There are a lot of things that MSPs have to think about, and we’ll just let Fulmer breathe in deep and tell us all about it, Texas-style:
“Customers aren’t asking us to handle any particular workloads. They are just asking us to take on their systems. Where it’s really hard is when there is a lot of Intel infrastructure surrounding the IBM i applications, which you can’t duplicate at the MSPs co-lo. Or if the customer is using a shared SAN with Intel. Things have become so complex and integrated, that this stuff is just hard and expensive. Or when there is a lot of inter-application communications going on which leads to problems when you move the 400 to a different subnet.
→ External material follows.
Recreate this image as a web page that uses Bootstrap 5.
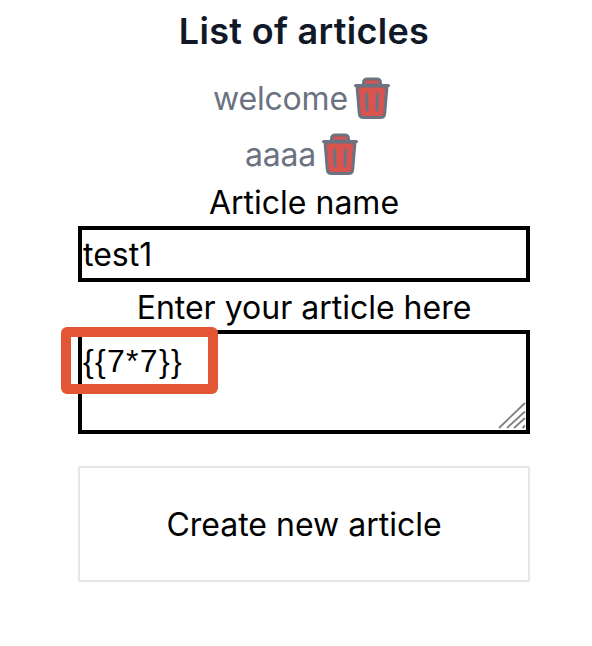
<!DOCTYPE html>
<html lang="en">
<head>
<meta charset="utf-8">
<title>List of articles</title>
<link href="https://cdn.jsdelivr.net/npm/bootstrap@5.3.0/dist/css/bootstrap.min.css" rel="stylesheet">
<style>
body { background:#fff; font-family:"Inter","Liberation Sans",sans-serif; color:#000; height:646px; overflow:hidden; }
.page-col { width:452px; margin-left:78px; padding-top:11px; position:relative; }
.page-title { font-size:36px; line-height:40px; font-weight:600; color:#111827; margin:0 0 19px; letter-spacing:.3px; }
.art-row { font-size:32px; line-height:40px; color:#6b7280; height:56px; padding-right:5px; column-gap:6px; letter-spacing:-.2px; }
.art-name { padding-top:2px; }
.trash { width:36px; height:42px; flex:none; }
.field-label { font-size:32px; line-height:40px; margin:0; }
.label-one { height:44px; padding-top:1px; }
.label-two { height:48px; padding-top:6px; }
.field-box { display:block; width:100%; border:4px solid #000; border-radius:0; background:#fff; color:#000; font-size:32px; line-height:40px; padding:4px 0 4px 1px; outline:0; font-family:inherit; }
.field-one { height:56px; }
.field-two { height:104px; resize:none; font-family:"Liberation Sans",sans-serif; letter-spacing:1.3px; padding-top:7px; }
.area-wrap { position:relative; }
.grip { position:absolute; right:4px; bottom:4px; width:30px; height:30px; pointer-events:none; }
.create-btn { display:block; width:100%; height:116px; margin-top:32px; padding-top:8px; border:2px solid #e5e7eb; border-radius:0; background:#fff; color:#000; font-size:32px; line-height:40px; }
.mark-box { position:absolute; left:-17px; top:327px; width:157px; height:67px; border:10px solid #e25636; border-radius:6px; pointer-events:none; }
</style>
</head>
<body>
<div class="page-col">
  <h1 class="page-title text-center">List of articles</h1>
  <div>
    <div class="art-row d-flex justify-content-center align-items-center">
      <span class="art-name">welcome</span>
      <svg class="trash" viewBox="0 0 36 42" aria-hidden="true"><path d="M9.500 8V6q0-4 4-4h9q4 0 4 4v2z" fill="#d9534f" stroke="#6b7280" stroke-width="3"/><path d="M3 9l2.300 27.500q.4 4 4 4h17.400q3.600 0 4-4L33 9z" fill="#d9534f" stroke="#6b7280" stroke-width="3" stroke-linejoin="round"/><path d="M1.500 8.500h33" stroke="#6b7280" stroke-width="3" stroke-linecap="round"/><path d="M12.500 17l.5 16M23.500 17l-.5 16" stroke="#6b7280" stroke-width="3" stroke-linecap="round"/></svg>
    </div>
    <div class="art-row d-flex justify-content-center align-items-center">
      <span class="art-name">aaaa</span>
      <svg class="trash" viewBox="0 0 36 42" aria-hidden="true"><path d="M9.500 8V6q0-4 4-4h9q4 0 4 4v2z" fill="#d9534f" stroke="#6b7280" stroke-width="3"/><path d="M3 9l2.300 27.500q.4 4 4 4h17.400q3.600 0 4-4L33 9z" fill="#d9534f" stroke="#6b7280" stroke-width="3" stroke-linejoin="round"/><path d="M1.500 8.500h33" stroke="#6b7280" stroke-width="3" stroke-linecap="round"/><path d="M12.500 17l.5 16M23.500 17l-.5 16" stroke="#6b7280" stroke-width="3" stroke-linecap="round"/></svg>
    </div>
  </div>
  <form>
    <label class="field-label label-one d-block text-center" for="nm">Article name</label>
    <input id="nm" class="field-box field-one" type="text" value="test1">
    <label class="field-label label-two d-block text-center" for="tx">Enter your article here</label>
    <div class="area-wrap">
      <textarea id="tx" class="field-box field-two">{{7*7}}</textarea>
      <svg class="grip" viewBox="0 0 30 30" aria-hidden="true"><path d="M3 28L29 3M11 28L29 11.500M18 28l11-10M26.500 28l2.500-2.500" stroke="#808080" stroke-width="1.800" fill="none"/></svg>
    </div>
    <button type="button" class="btn create-btn">Create new article</button>
  </form>
  <div class="mark-box"></div>
</div>
</body>
</html>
It can also be a challenge when getting to the MSP machine requires a lot of VPN access or the customer has to pay for new communications lines that are expensive and take months for the carrier to put in. Another issue that arises from time to time is that the customer is way behind on their applications and not under maintenance. They might otherwise be a good candidate to have the MSP host their application, but the MSP has a Power7 machine and the customer can’t move beyond V5R3 or V5R4 because of application limitations. So then the MSP either goes off and has to buy an old Power5 system, with expensive maintenance, which makes the hosting cost more than just leaving things alone, or they have to propose that the customer get current on their software, which is usually too expensive.”
But here is the most important bit:
“You just have to be willing to go out and talk to customers. And you have to be willing to do it without a specific agenda. You might interest them in hosting their applications, or you might sell them a new system. Or you might sell them a used machine. You might host their machine in your co-lo. You might manage their machine at their place remotely for them. It’s not like this is anything new. You just try to help the customer solve whatever IT problem they have.”
That is good advice, no matter what your job is in the IBM i community.